If there is only 1 IC on the bus, it is possible to tie the CS pin high/low provided the datasheet allows this (be careful though, some IC’s require chip select to be toggled)
This is an inherent disadvantage to SPI when there are many devices on a bus. In the event that a significant amount of devices are on a bus, a demultiplexer can be employed.
- SPI devices on a bus, credit.
CLK
SPI is a synchronous protocol (see Asynchronous vs Synchronous Protocols )
Clock Polarity - CPOL and CPHA
With SPI, there are lots of different combos of clock polarity. Some will cycle out data on the rising edge of a clock signal, while others will cycle out data on the falling edge of a clock signal. Additionally, the resting state of the clock must either be high or low in reference to the datasheet. There is little consistency on this topic, every IC is different.
SPI clock polarity timing diagram, credit.
SPI is a push-pull protocol
It is important to understand a bit of the EE theory behind the protocol.

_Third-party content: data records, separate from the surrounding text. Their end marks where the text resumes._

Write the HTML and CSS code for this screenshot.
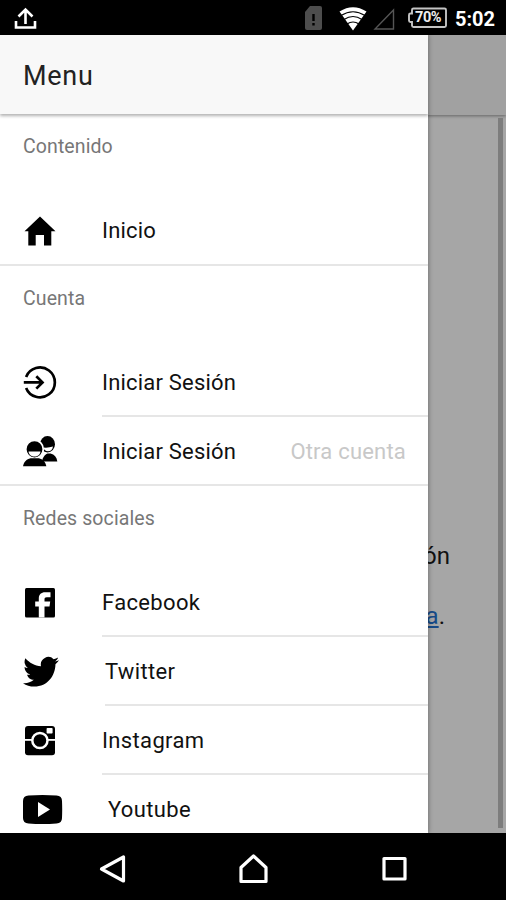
FILE: index.html
```html
<!DOCTYPE html>
<html lang="es">
<head>
    <meta charset="UTF-8">
    <meta name="viewport" content="width=device-width, initial-scale=1.0">
    <title>Menu</title>

    <link rel="stylesheet" href="styles.css">
</head>
<body>

    <header class="status-bar">
        <svg class="upload" width="24" height="24" viewBox="0 0 24 24" fill="none" stroke="#fff" stroke-width="2.6">
            <path d="M2 14v6.500h19V14M11.500 17V2.500M4.500 9.500l7-7 7 7"/>
        </svg>
        <div class="status-icons">
            <svg width="216" height="35" viewBox="0 0 216 35">
                <path d="M20 6h10q2 0 2 2v20q0 2-2 2H17q-2 0-2-2V12z" fill="#4d4d4d"/>
                <path d="M23.500 14v7M23.500 23v2.500" stroke="#000" stroke-width="2.400"/>
                <path d="M49.500 11.500Q63 3 76.500 11.500L63 30.500z" fill="#fff"/>
                <path d="M51 15.500q12-7.500 24 0M54 19.500q9-6 18 0M57 24q6-4 12 0" fill="none" stroke="#000" stroke-width="1.100"/>
                <path d="M103.500 10v19H85z" fill="none" stroke="#555" stroke-width="1.400"/>
                <path d="M123.500 8.500h31q1.500 0 1.500 1.500v15.500q0 1.500-1.500 1.500h-31q-1.500 0-1.500-1.500v-3.500h-1.500q-1.500 0-1.500-1.500v-5.500q0-1.500 1.500-1.500h1.500v-3.500q0-1.500 1.500-1.500z" fill="none" stroke="#c4c4c4" stroke-width="1.900"/>
            </svg>
            <span class="battery">70%</span>
            <span class="clock">5:02</span>
        </div>
    </header>

    <main>
        <div class="page">
            <div class="page-header"></div>
            <div class="page-content">
                <p>ón</p>
                <p><a href="#">a</a>.</p>
                <div class="scrollbar"></div>
            </div>
        </div>

        <nav class="drawer">
            <h1>Menu</h1>

            <section>
                <h2>Contenido</h2>
                <ul>
                    <li>
                        <svg class="icon" width="40" height="34" viewBox="0 0 40 34">
                            <path d="M17 2.500L32.500 17.300h-4.200v14.200H21V21h-8.300v10.500H5.300V17.300H1.500z"/>
                        </svg>
                        <div class="item">Inicio</div>
                    </li>
                </ul>
            </section>

            <section>
                <h2>Cuenta</h2>
                <ul>
                    <li>
                        <svg class="icon" width="40" height="34" viewBox="0 0 40 34" fill="none" stroke="#000" stroke-width="2.700">
                            <path d="M3.100 10.900a14.900 14.900 0 1 1 0 11M.8 16.400h18.500M13.300 10.200l6.200 6.200-6.200 6.200"/>
                        </svg>
                        <div class="item">Iniciar Sesión</div>
                    </li>
                    <li>
                        <svg class="icon" width="40" height="34" viewBox="0 0 40 34">
                            <ellipse cx="24.500" cy="10.200" rx="7.500" ry="8.200"/>
                            <path d="M20.500 13.500q5 .5 9.500-1c-.5 3.500-2.500 4.800-5 4.800-2.300 0-4-1.300-4.500-3.800z" fill="#fff"/>
                            <path d="M19 27.500c.8-4.500 2.500-6.500 5.500-8h3c4 1 6.200 3.800 6.800 8z"/>
                            <ellipse cx="11.500" cy="15.300" rx="8.800" ry="9" stroke="#fff" stroke-width="1.800"/>
                            <path d="M5.500 17.500h12c-.3 3-2.800 5-6 5s-5.700-2-6-5z" fill="#fff"/>
                            <path d="M0 32.300c.8-4.500 3.500-7 7.500-8h8.300c4 1 6.700 3.500 7.500 8z"/>
                        </svg>
                        <div class="item">Iniciar Sesión <span class="note">Otra cuenta</span></div>
                    </li>
                </ul>
            </section>

            <section>
                <h2>Redes sociales</h2>
                <ul>
                    <li>
                        <svg class="icon" width="40" height="34" viewBox="0 0 40 34">
                            <rect x="2" y="2" width="30" height="29.500" rx="1.500"/>
                            <path d="M15.800 31.500V20.500h-3.600v-5h3.600v-3c0-4 2.500-6.200 6.200-6.200h5.500v4.900h-3.700c-1.800 0-2.300.7-2.300 2.300v2h5.700l-.7 5h-5v11z" fill="#fff"/>
                        </svg>
                        <div class="item">Facebook</div>
                    </li>
                    <li class="twitter">
                        <svg class="icon" width="40" height="34" viewBox="0 0 40 34">
                            <path d="M21.400 3.500c-.7.300-1.500.5-2.300.6.800-.5 1.500-1.300 1.800-2.200-.8.500-1.600.8-2.500 1a4.200 4.200 0 0 0-7.100 3.800C7.900 6.500 4.800 4.800 2.600 2.300a4.200 4.200 0 0 0 1.300 5.400c-.7 0-1.300-.2-1.800-.5 0 2 1.400 3.700 3.200 4.100-.6.200-1.200.2-1.800.1.500 1.600 2 2.800 3.800 2.800-1.700 1.400-3.900 2-6.100 1.800 1.800 1.200 4 1.900 6.300 1.900 7.600 0 11.900-6.300 11.900-12.300.8-.6 1.500-1.300 2-2.100z" transform="translate(-2.200 -1) scale(1.786 1.820)"/>
                        </svg>
                        <div class="item">Twitter</div>
                    </li>
                    <li>
                        <svg class="icon" width="40" height="34" viewBox="0 0 40 34">
                            <rect x="2" y="2" width="30" height="29.300" rx="3"/>
                            <path d="M2 15.900h30" stroke="#fff" stroke-width="1.800"/>
                            <circle cx="16.900" cy="16.500" r="7.600" stroke="#fff" stroke-width="2.500"/>
                            <rect x="23.600" y="4" width="6" height="5.500" rx=".8" fill="#fff"/>
                        </svg>
                        <div class="item">Instagram</div>
                    </li>
                    <li class="youtube">
                        <svg class="icon" width="40" height="34" viewBox="0 0 40 34">
                            <path d="M5.500 2.500q14-1 28 0 5.500.4 5.500 5.500.4 8.500 0 17 0 5-5.500 5.500-14 1-28 0Q0 30 0 25q-.4-8.500 0-17 0-5.100 5.500-5.500z"/>
                            <path d="M15 9v15l12-7.500z" fill="#fff"/>
                        </svg>
                        <div class="item">Youtube</div>
                    </li>
                </ul>
            </section>
        </nav>
    </main>

    <footer class="nav-bar">
        <svg width="30" height="30" viewBox="0 0 30 30"><path d="M26.500 3v24L4.500 15z"/></svg>
        <svg width="30" height="30" viewBox="0 0 30 30"><path d="M15.500 2L28 13.500v14H3v-14z"/></svg>
        <svg width="30" height="30" viewBox="0 0 30 30"><rect x="5" y="4.500" width="21" height="20.500"/></svg>
    </footer>

</body>
</html>
```
FILE: styles.css
```css
* {
    box-sizing: border-box;
}

body {
    margin: 0;
    height: 900px;
    display: flex;
    flex-direction: column;
    font-family: Roboto, sans-serif;
    color: #111;
    background-color: #000;
    overflow: hidden;
}

h1, h2, p, ul {
    margin: 0;
    padding: 0;
    font-weight: 400;
}

svg {
    display: block;
    flex: none;
}

/* Status bar */
.status-bar {
    height: 35px;
    flex: none;
    display: flex;
    justify-content: space-between;
    align-items: center;
    padding-left: 14px;
    color: #fff;
}

.upload {
    margin-top: 2px;
}

.status-icons {
    position: relative;
}

.battery, .clock {
    position: absolute;
    line-height: 20px;
}

.battery {
    left: 125px;
    top: 8px;
    font-size: 14.5px;
    font-weight: 700;
    letter-spacing: -0.4px;
    color: #eee;
}

.clock {
    right: 11px;
    top: 9px;
    font-size: 20px;
    font-weight: 700;
}

main {
    position: relative;
    height: 798px;
    flex: none;
    overflow: hidden;
}

/* Dimmed page behind the drawer */
.page {
    height: 100%;
    display: flex;
    flex-direction: column;
    background-color: #a6a6a6;
}

.page-header {
    height: 80px;
    flex: none;
    background-color: #a1a1a1;
    box-shadow: 0 1px 3px rgba(0, 0, 0, 0.4);
}

.page-content {
    position: relative;
    flex: 1;
    padding: 426px 56px 0 0;
    text-align: right;
    font-size: 24px;
    line-height: 30px;
}

.page-content p {
    margin-bottom: 30px;
}

.page-content p + p {
    padding-right: 5px;
}

.page-content a {
    color: #174a87;
}

.scrollbar {
    position: absolute;
    top: 3px;
    right: 3px;
    bottom: 5px;
    width: 5px;
    background-color: #7d7d7d;
}

/* Drawer */
.drawer {
    position: absolute;
    top: 0;
    left: 0;
    bottom: 0;
    width: 428px;
    background-color: #fff;
    box-shadow: 0 0 5px rgba(0, 0, 0, 0.4);
    overflow: hidden;
}

h1 {
    position: relative;
    height: 79px;
    padding-left: 23px;
    line-height: 83px;
    font-size: 27px;
    letter-spacing: 0.7px;
    color: #222;
    background-color: #f8f8f8;
    box-shadow: 0 2px 3px rgba(0, 0, 0, 0.3);
}

h2 {
    height: 82px;
    padding-left: 23px;
    line-height: 65px;
    font-size: 19.5px;
    letter-spacing: 0.1px;
    color: #777;
}

section:first-of-type h2 {
    height: 83px;
}

ul {
    list-style: none;
}

section:not(:last-child) ul {
    border-bottom: 2px solid #e6e6e6;
}

li {
    height: 69px;
    display: flex;
    align-items: center;
    padding-left: 23px;
}

.icon {
    margin-right: 39px;
}

.item {
    flex: 1;
    height: 69px;
    display: flex;
    justify-content: space-between;
    padding-right: 22px;
    line-height: 69px;
    font-size: 22px;
    letter-spacing: 0.2px;
    border-bottom: 2px solid #e6e6e6;
}

section:not(:last-child) li:last-child,
section:not(:last-child) li:last-child .item {
    height: 67px;
    border-bottom: none;
}

section:first-of-type .item {
    line-height: 67px;
}

section:last-child .item {
    line-height: 70px;
    letter-spacing: 0.35px;
}

.twitter .icon {
    margin-right: 42px;
}

.youtube .icon {
    margin-right: 45px;
}

.note {
    color: #c8c8c8;
}

/* Navigation buttons */
.nav-bar {
    flex: 1;
    display: flex;
    justify-content: center;
    align-items: center;
    gap: 111px;
    padding-top: 4px;
}

.nav-bar svg {
    fill: none;
    stroke: #fff;
    stroke-width: 3.2;
    stroke-linejoin: round;
}
```
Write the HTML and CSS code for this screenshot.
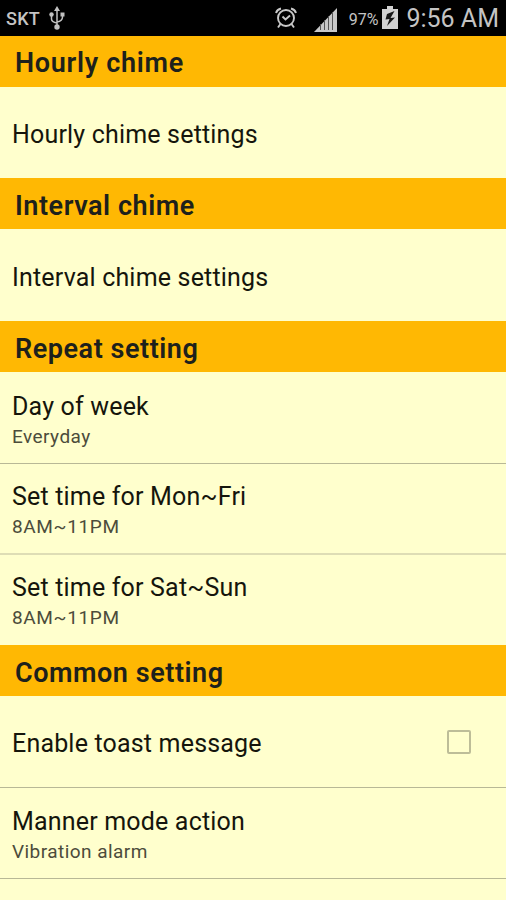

Unlike I2C, SPI is a push-pull protocol. This means, the pins are explicitly driven high or low, rather than pulled low and released high. This is why there is typically no addressing on SPI pins - rather, you employ a chip select line to do the selection for you.
Theory of operation
Since SPI has both a COPI and CIPO line, it is possible to send data in both directions on the same clock pulses. Such is referred to as full-duplex communication.
Since it is synchronous, there is no need for start/stop bits. SPI also lacks default error checking, thus it is up to the user/IC to implement this.
A SPI transaction starts by pulling chip select either low or high depending on the datasheet requirements.
A data packet can be as small or as wide as required, there is no real limitation.
Application Notes
SPI is really good when you have a few devices that require fast read rates. It can still be used in other requirements, but recall that you will need to have a chip select pin for every IC, which can add cost to a board as well as complexity.
Ask your EE to put test points on the CIPO, COPI, and CLK lines, they will be valuable during debugging.
The internal circuitry for SPI is quite simple compared to UART, and you’ll never run into the issue of 2 devices not communicating on the same baud rate.
As alluded to in the theory of operation, there is no set data bit width. Thus, you will need to define what packets are expected when, as well as how much data will be transferred per transaction.
Common mistakes
Not having a CS line to each peripheral
Crossing COPI and CIPO lines accidentally